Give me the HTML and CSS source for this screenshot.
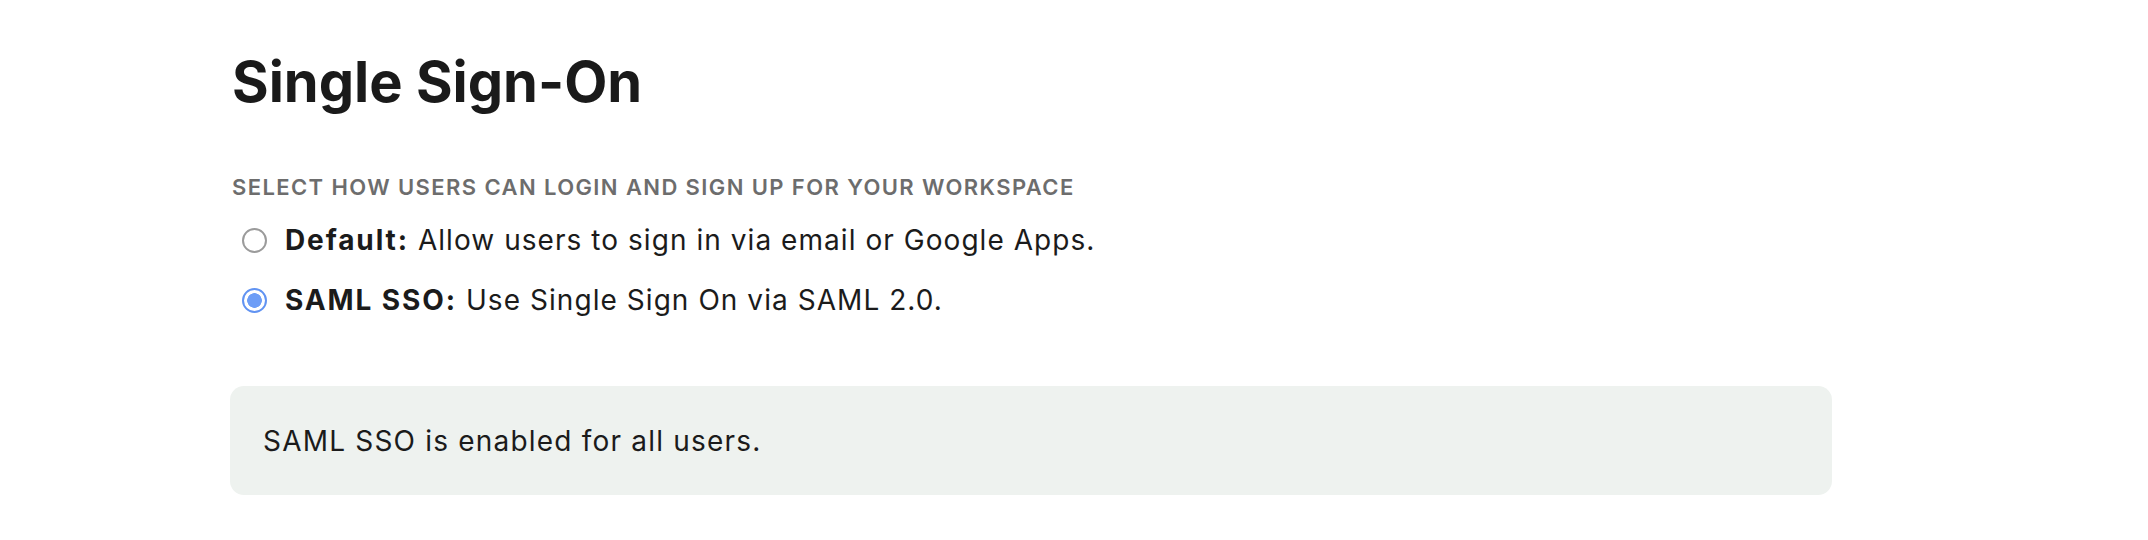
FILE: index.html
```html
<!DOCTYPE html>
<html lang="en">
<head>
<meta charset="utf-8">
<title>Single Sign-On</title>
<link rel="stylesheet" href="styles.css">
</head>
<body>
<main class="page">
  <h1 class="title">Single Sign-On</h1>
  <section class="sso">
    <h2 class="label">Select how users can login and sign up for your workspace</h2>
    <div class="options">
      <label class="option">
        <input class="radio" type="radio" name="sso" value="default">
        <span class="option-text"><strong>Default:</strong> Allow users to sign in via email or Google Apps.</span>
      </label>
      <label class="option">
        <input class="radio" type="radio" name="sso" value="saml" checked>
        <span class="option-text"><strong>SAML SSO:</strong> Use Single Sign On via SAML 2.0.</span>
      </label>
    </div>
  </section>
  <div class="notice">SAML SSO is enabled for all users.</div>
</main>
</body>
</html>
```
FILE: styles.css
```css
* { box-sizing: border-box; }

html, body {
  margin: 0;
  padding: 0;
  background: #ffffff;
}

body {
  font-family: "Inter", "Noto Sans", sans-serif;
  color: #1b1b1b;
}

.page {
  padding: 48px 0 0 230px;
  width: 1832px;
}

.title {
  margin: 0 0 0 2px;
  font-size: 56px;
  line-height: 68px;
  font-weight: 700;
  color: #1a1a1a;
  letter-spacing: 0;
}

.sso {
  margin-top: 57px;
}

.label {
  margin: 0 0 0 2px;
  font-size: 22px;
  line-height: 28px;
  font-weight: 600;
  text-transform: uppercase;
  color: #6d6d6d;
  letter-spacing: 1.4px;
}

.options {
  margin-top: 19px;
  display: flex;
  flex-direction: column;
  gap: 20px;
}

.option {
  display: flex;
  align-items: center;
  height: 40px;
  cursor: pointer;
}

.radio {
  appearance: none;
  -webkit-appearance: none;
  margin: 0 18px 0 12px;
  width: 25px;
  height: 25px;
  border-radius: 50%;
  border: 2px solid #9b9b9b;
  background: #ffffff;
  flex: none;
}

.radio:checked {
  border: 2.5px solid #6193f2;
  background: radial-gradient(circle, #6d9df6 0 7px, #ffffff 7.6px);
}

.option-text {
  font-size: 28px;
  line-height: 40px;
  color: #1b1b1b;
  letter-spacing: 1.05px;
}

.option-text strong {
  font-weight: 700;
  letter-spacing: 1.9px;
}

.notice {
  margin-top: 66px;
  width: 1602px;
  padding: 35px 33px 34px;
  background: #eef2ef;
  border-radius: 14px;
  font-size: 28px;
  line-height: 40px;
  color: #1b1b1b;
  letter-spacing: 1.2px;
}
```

◆ ◆ ◆ ◆ ◆ ◆ ◆

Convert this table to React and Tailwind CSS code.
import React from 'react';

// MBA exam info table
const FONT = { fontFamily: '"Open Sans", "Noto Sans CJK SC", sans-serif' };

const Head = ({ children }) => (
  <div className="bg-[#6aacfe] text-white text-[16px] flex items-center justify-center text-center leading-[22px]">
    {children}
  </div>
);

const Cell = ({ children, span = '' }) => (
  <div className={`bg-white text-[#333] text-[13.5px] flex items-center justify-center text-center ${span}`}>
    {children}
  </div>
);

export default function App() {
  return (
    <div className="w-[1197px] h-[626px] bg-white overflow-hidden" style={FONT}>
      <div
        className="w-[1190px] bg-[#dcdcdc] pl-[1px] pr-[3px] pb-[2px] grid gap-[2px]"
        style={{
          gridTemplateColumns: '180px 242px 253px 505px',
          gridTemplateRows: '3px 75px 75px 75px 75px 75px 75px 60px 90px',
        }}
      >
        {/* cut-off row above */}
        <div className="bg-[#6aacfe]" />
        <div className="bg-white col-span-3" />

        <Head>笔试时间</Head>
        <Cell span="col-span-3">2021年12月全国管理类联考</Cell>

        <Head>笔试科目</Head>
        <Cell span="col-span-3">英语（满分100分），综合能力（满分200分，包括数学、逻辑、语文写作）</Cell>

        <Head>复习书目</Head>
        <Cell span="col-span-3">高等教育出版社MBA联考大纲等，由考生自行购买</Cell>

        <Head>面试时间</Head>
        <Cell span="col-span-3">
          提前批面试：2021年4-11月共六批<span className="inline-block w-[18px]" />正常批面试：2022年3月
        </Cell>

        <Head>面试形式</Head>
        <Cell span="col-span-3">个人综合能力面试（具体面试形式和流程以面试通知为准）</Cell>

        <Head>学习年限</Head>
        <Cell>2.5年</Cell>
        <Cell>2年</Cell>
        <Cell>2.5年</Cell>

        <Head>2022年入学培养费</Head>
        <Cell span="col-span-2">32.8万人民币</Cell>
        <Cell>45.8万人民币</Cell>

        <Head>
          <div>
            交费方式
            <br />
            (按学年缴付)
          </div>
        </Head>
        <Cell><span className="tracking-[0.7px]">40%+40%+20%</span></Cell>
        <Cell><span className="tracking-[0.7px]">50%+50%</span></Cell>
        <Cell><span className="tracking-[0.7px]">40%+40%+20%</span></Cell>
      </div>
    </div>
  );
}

◆ ◆ ◆ ◆ ◆ ◆ ◆

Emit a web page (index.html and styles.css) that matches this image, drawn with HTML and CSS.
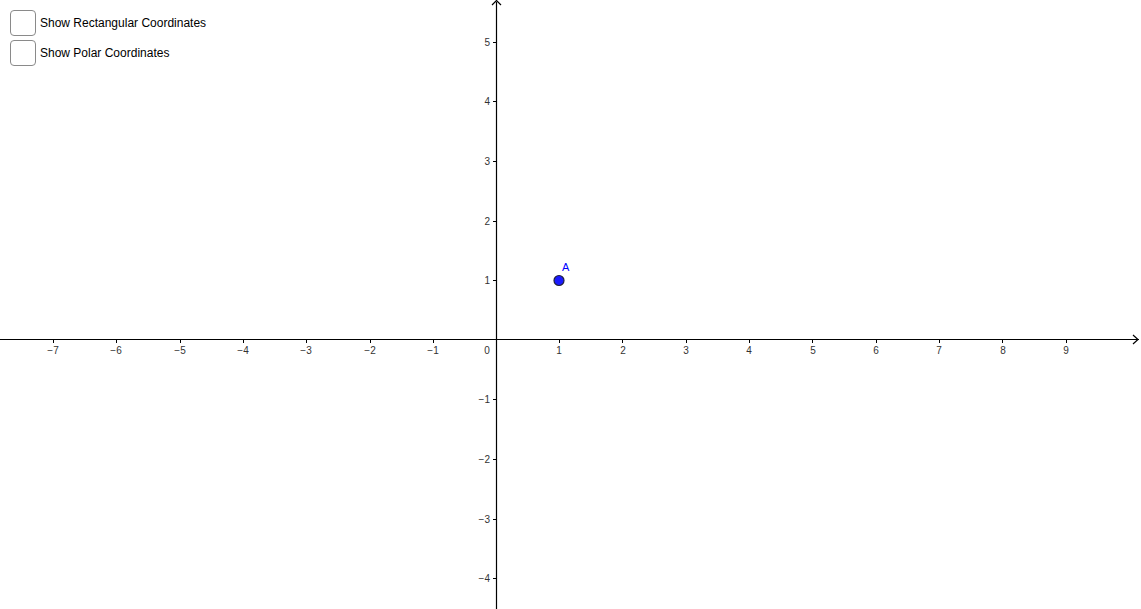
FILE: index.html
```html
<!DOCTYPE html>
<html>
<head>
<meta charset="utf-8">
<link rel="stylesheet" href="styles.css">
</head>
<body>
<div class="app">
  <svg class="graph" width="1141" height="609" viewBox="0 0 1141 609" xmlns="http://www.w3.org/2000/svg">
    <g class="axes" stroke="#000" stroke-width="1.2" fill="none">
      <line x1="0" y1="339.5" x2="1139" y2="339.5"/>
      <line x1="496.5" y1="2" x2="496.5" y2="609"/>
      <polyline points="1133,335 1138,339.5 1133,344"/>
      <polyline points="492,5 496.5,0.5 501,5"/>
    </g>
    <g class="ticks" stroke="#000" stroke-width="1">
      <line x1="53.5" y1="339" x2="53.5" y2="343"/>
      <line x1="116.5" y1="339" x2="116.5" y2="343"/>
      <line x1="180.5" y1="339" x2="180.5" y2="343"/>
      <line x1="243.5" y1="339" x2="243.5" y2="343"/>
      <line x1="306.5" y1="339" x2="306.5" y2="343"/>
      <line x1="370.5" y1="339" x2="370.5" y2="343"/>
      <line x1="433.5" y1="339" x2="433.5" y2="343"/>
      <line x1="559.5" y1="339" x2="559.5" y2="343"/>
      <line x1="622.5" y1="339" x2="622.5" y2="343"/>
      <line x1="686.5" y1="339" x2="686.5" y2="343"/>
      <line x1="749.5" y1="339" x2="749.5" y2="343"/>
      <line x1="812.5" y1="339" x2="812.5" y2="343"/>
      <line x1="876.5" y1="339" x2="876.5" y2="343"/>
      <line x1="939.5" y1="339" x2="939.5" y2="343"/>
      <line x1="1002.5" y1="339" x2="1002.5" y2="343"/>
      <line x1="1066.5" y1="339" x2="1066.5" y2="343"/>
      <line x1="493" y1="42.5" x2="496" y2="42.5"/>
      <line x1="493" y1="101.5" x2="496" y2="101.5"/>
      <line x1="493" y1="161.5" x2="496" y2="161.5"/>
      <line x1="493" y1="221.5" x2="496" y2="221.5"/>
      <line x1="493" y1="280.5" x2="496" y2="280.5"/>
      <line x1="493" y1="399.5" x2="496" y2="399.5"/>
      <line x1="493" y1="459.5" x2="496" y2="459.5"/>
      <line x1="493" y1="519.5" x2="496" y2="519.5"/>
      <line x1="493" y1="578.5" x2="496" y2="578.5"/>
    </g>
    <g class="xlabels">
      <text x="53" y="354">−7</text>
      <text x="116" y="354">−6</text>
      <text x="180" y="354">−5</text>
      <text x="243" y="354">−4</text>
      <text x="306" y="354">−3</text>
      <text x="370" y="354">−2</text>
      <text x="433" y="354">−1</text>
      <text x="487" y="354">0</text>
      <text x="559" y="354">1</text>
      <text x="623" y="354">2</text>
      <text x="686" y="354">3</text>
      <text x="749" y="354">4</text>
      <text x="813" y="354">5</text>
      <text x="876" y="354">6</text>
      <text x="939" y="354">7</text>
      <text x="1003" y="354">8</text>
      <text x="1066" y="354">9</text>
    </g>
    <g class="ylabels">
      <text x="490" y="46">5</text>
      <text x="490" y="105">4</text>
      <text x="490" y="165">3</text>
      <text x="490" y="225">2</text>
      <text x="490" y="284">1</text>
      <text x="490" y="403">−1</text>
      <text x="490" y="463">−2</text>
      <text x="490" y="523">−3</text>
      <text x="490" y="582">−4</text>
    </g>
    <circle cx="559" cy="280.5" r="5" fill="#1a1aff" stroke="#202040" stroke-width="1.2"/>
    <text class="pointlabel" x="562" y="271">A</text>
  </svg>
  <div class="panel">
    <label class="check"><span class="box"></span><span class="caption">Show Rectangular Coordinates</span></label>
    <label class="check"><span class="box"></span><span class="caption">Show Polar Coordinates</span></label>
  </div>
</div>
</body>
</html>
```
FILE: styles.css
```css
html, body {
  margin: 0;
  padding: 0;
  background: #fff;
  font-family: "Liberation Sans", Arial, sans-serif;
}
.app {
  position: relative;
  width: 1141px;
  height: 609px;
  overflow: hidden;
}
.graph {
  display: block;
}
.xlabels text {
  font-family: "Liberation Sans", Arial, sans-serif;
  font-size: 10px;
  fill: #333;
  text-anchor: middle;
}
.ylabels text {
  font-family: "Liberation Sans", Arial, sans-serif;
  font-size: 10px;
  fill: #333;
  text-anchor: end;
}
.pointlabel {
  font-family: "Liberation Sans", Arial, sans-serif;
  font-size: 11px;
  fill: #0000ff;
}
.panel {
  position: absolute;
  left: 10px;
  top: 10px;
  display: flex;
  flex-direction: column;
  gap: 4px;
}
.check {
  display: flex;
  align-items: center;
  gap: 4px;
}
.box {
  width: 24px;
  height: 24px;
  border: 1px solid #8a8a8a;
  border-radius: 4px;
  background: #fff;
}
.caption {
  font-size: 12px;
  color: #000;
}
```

◆ ◆ ◆ ◆ ◆ ◆ ◆

§ Required task: Copy all lines from the material that contain "table".

§ Written response:
Convert this table to React and Tailwind CSS code.
// MBA exam info table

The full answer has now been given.